Organizing and managing scientific research collaborations
Abstract
This dissertation presents three independent but complementary manuscripts that offer theoretical and empirical perspectives on the organization and management of scientific research collaboration in selected science, technology, engineering, and mathematics (STEM) fields. The first manuscript, Chapter 2, proposes a typology of collaboration structures. The chapter categorizes collaborations based on two key organizing features: centralization of decision making and role specialization. It utilizes survey data to explore connections between the characteristics of individual scientists and varying combinations of these two features.
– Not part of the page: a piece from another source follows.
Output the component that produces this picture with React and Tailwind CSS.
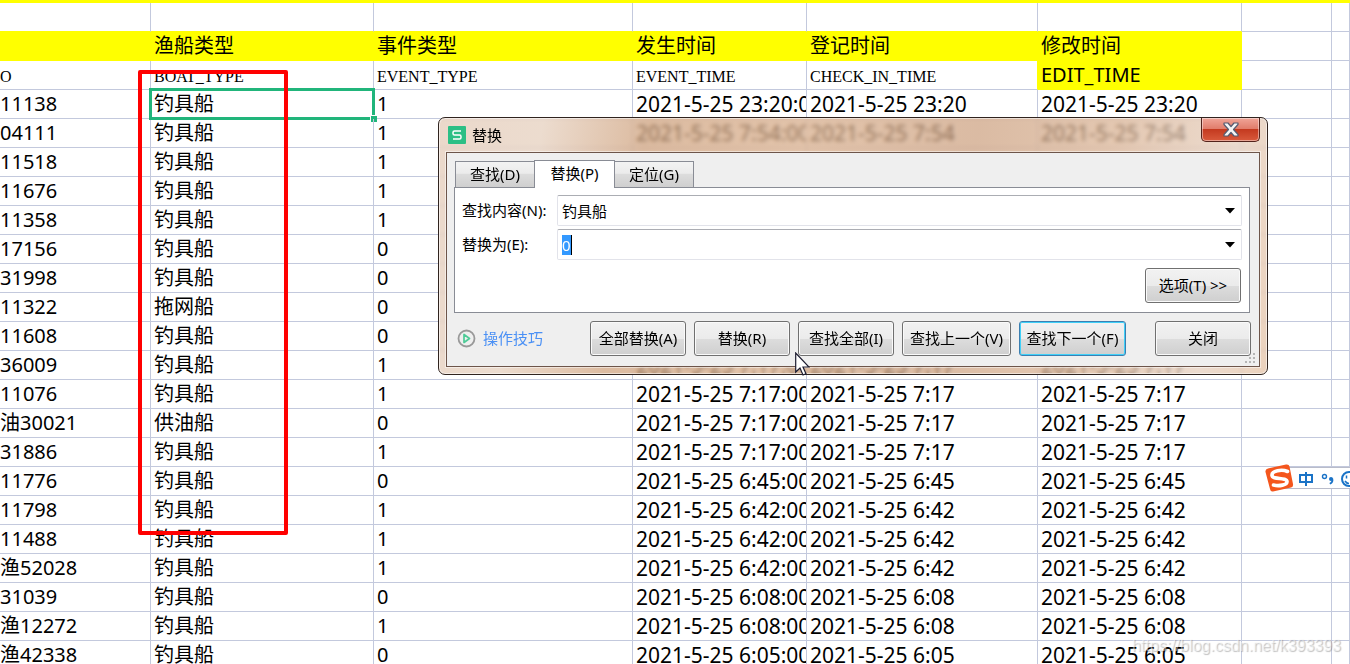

Findings indicate that career length, field of study, and collaboration origin variables are significantly related to the methods which scientists use to structure their collaborative work. Also related to collaboration organization, Chapter 3 explores four collaboration characteristics: division of administrative authority, division of scientific authority, role specialization, and formalization. It employs an expanded definition of collaboration, allowing researchers to identify collaborators and describe collaborative work beyond the bounds of a single co-authored publication, and it utilizes interview data to gain a rich description of individuals’ collaboration experiences. The chapter identifies patterns across these experiences and highlights linkages between organizational features and the contextual characteristics of collaboration, including collaboration size and institutional environment. It concludes with a discussion of the ways in which contingency theory approaches can contribute to understanding the structural organizing elements of collaborations. Next, Chapter 4 turns attention to research collaboration management strategies and challenges. It reviews the scholarly literature related to collaboration management and develops an organizing scheme for considering common collaboration management challenges. It then applies the organizing scheme and expands it based on findings from semi-structured interviews, suggesting five overarching categories of management challenges: 1) excessive coordination costs, 2) managing interpersonal issues, 3) contribution and crediting dilemmas, 4) leadership issues, and 5) managing external influences. The dissertation concludes with a discussion of how the findings in each chapter intersect as well as their implications for policy and practice.